begin

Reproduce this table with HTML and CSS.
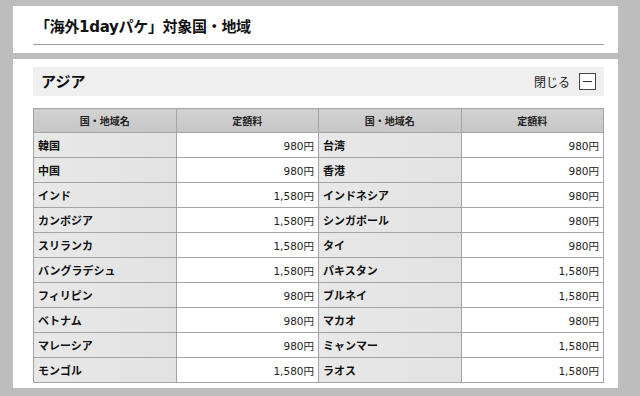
FILE: index.html
```html
<!DOCTYPE html>
<html lang="ja">
<head>
<meta charset="utf-8">
<link rel="stylesheet" href="styles.css">
</head>
<body>
<div class="page">
  <section class="card title-card">
    <h1 class="title">「海外1dayパケ」対象国・地域</h1>
  </section>
  <section class="card region-card">
    <div class="region-head">
      <h2 class="region-name">アジア</h2>
      <div class="toggle">閉じる<span class="toggle-box"><span class="toggle-bar"></span></span></div>
    </div>
    <table class="rates">
      <thead>
        <tr><th>国・地域名</th><th>定額料</th><th>国・地域名</th><th>定額料</th></tr>
      </thead>
      <tbody>
        <tr><td class="name">韓国</td><td class="price">980円</td><td class="name">台湾</td><td class="price">980円</td></tr>
        <tr><td class="name">中国</td><td class="price">980円</td><td class="name">香港</td><td class="price">980円</td></tr>
        <tr><td class="name">インド</td><td class="price">1,580円</td><td class="name">インドネシア</td><td class="price">980円</td></tr>
        <tr><td class="name">カンボジア</td><td class="price">1,580円</td><td class="name">シンガポール</td><td class="price">980円</td></tr>
        <tr><td class="name">スリランカ</td><td class="price">1,580円</td><td class="name">タイ</td><td class="price">980円</td></tr>
        <tr><td class="name">バングラデシュ</td><td class="price">1,580円</td><td class="name">パキスタン</td><td class="price">1,580円</td></tr>
        <tr><td class="name">フィリピン</td><td class="price">980円</td><td class="name">ブルネイ</td><td class="price">1,580円</td></tr>
        <tr><td class="name">ベトナム</td><td class="price">980円</td><td class="name">マカオ</td><td class="price">980円</td></tr>
        <tr><td class="name">マレーシア</td><td class="price">980円</td><td class="name">ミャンマー</td><td class="price">1,580円</td></tr>
        <tr><td class="name">モンゴル</td><td class="price">1,580円</td><td class="name">ラオス</td><td class="price">1,580円</td></tr>
      </tbody>
    </table>
  </section>
</div>
</body>
</html>
```

FILE: styles.css
```css
html, body {
  margin: 0;
  padding: 0;
  background: #bdbdbd;
  font-family: "DejaVu Sans", "Noto Sans CJK JP", sans-serif;
  color: #111;
}
.page {
  width: 605px;
  padding: 6px 0 0 13px;
  display: flex;
  flex-direction: column;
  gap: 6px;
}
.card {
  background: #fff;
}
.title-card {
  height: 47px;
  padding: 0 14px 0 20px;
  box-sizing: border-box;
}
.title {
  margin: 0;
  height: 39px;
  box-sizing: border-box;
  padding: 12px 0 0 2px;
  font-size: 15px;
  line-height: 18px;
  font-weight: bold;
  border-bottom: 1px solid #9c9c9c;
  letter-spacing: -0.3px;
}
.region-card {
  padding: 8px 14px 6px 20px;
  height: 329px;
  box-sizing: border-box;
}
.region-head {
  height: 29px;
  background: #efefef;
  display: flex;
  align-items: center;
  justify-content: space-between;
  padding: 0 8px;
}
.region-name {
  margin: 0;
  font-size: 15px;
  font-weight: bold;
  line-height: 18px;
}
.toggle {
  display: flex;
  align-items: center;
  gap: 9px;
  font-size: 12px;
  color: #222;
}
.toggle-box {
  width: 15px;
  height: 15px;
  border: 1px solid #444;
  background: #fff;
  display: flex;
  align-items: center;
  justify-content: center;
}
.toggle-bar {
  width: 9px;
  height: 1px;
  background: #333;
}
.rates {
  margin-top: 12px;
  width: 100%;
  border-collapse: collapse;
  table-layout: fixed;
  border: 1px solid #a4a4a4;
}
.rates th, .rates td {
  border: 1px solid #a4a4a4;
  height: 25px;
  padding: 0 4px;
  box-sizing: border-box;
}
.rates th {
  height: 24px;
  background: linear-gradient(#d2d2d2, #c6c6c6);
  font-size: 10px;
  font-weight: bold;
  text-align: center;
  color: #222;
}
.rates td.name {
  background: linear-gradient(90deg, #e8e8e8, #e2e2e2);
  font-size: 11px;
  font-weight: bold;
  text-align: left;
}
.rates td.price {
  background: #fff;
  font-size: 10.5px;
  text-align: right;
  color: #222;
}
```
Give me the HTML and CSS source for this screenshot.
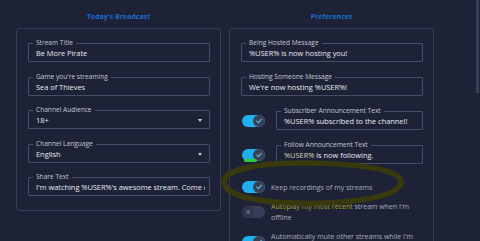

end

TASK DESCRIPTION: Restate the data above word for word. Do not include the images.

EXPECTED ANSWER:
Reproduce this table with HTML and CSS.
FILE: index.html
```html
<!DOCTYPE html>
<html lang="ja">
<head>
<meta charset="utf-8">
<link rel="stylesheet" href="styles.css">
</head>
<body>
<div class="page">
  <section class="card title-card">
    <h1 class="title">「海外1dayパケ」対象国・地域</h1>
  </section>
  <section class="card region-card">
    <div class="region-head">
      <h2 class="region-name">アジア</h2>
      <div class="toggle">閉じる<span class="toggle-box"><span class="toggle-bar"></span></span></div>
    </div>
    <table class="rates">
      <thead>
        <tr><th>国・地域名</th><th>定額料</th><th>国・地域名</th><th>定額料</th></tr>
      </thead>
      <tbody>
        <tr><td class="name">韓国</td><td class="price">980円</td><td class="name">台湾</td><td class="price">980円</td></tr>
        <tr><td class="name">中国</td><td class="price">980円</td><td class="name">香港</td><td class="price">980円</td></tr>
        <tr><td class="name">インド</td><td class="price">1,580円</td><td class="name">インドネシア</td><td class="price">980円</td></tr>
        <tr><td class="name">カンボジア</td><td class="price">1,580円</td><td class="name">シンガポール</td><td class="price">980円</td></tr>
        <tr><td class="name">スリランカ</td><td class="price">1,580円</td><td class="name">タイ</td><td class="price">980円</td></tr>
        <tr><td class="name">バングラデシュ</td><td class="price">1,580円</td><td class="name">パキスタン</td><td class="price">1,580円</td></tr>
        <tr><td class="name">フィリピン</td><td class="price">980円</td><td class="name">ブルネイ</td><td class="price">1,580円</td></tr>
        <tr><td class="name">ベトナム</td><td class="price">980円</td><td class="name">マカオ</td><td class="price">980円</td></tr>
        <tr><td class="name">マレーシア</td><td class="price">980円</td><td class="name">ミャンマー</td><td class="price">1,580円</td></tr>
        <tr><td class="name">モンゴル</td><td class="price">1,580円</td><td class="name">ラオス</td><td class="price">1,580円</td></tr>
      </tbody>
    </table>
  </section>
</div>
</body>
</html>
```

FILE: styles.css
```css
html, body {
  margin: 0;
  padding: 0;
  background: #bdbdbd;
  font-family: "DejaVu Sans", "Noto Sans CJK JP", sans-serif;
  color: #111;
}
.page {
  width: 605px;
  padding: 6px 0 0 13px;
  display: flex;
  flex-direction: column;
  gap: 6px;
}
.card {
  background: #fff;
}
.title-card {
  height: 47px;
  padding: 0 14px 0 20px;
  box-sizing: border-box;
}
.title {
  margin: 0;
  height: 39px;
  box-sizing: border-box;
  padding: 12px 0 0 2px;
  font-size: 15px;
  line-height: 18px;
  font-weight: bold;
  border-bottom: 1px solid #9c9c9c;
  letter-spacing: -0.3px;
}
.region-card {
  padding: 8px 14px 6px 20px;
  height: 329px;
  box-sizing: border-box;
}
.region-head {
  height: 29px;
  background: #efefef;
  display: flex;
  align-items: center;
  justify-content: space-between;
  padding: 0 8px;
}
.region-name {
  margin: 0;
  font-size: 15px;
  font-weight: bold;
  line-height: 18px;
}
.toggle {
  display: flex;
  align-items: center;
  gap: 9px;
  font-size: 12px;
  color: #222;
}
.toggle-box {
  width: 15px;
  height: 15px;
  border: 1px solid #444;
  background: #fff;
  display: flex;
  align-items: center;
  justify-content: center;
}
.toggle-bar {
  width: 9px;
  height: 1px;
  background: #333;
}
.rates {
  margin-top: 12px;
  width: 100%;
  border-collapse: collapse;
  table-layout: fixed;
  border: 1px solid #a4a4a4;
}
.rates th, .rates td {
  border: 1px solid #a4a4a4;
  height: 25px;
  padding: 0 4px;
  box-sizing: border-box;
}
.rates th {
  height: 24px;
  background: linear-gradient(#d2d2d2, #c6c6c6);
  font-size: 10px;
  font-weight: bold;
  text-align: center;
  color: #222;
}
.rates td.name {
  background: linear-gradient(90deg, #e8e8e8, #e2e2e2);
  font-size: 11px;
  font-weight: bold;
  text-align: left;
}
.rates td.price {
  background: #fff;
  font-size: 10.5px;
  text-align: right;
  color: #222;
}
```
Give me the HTML and CSS source for this screenshot.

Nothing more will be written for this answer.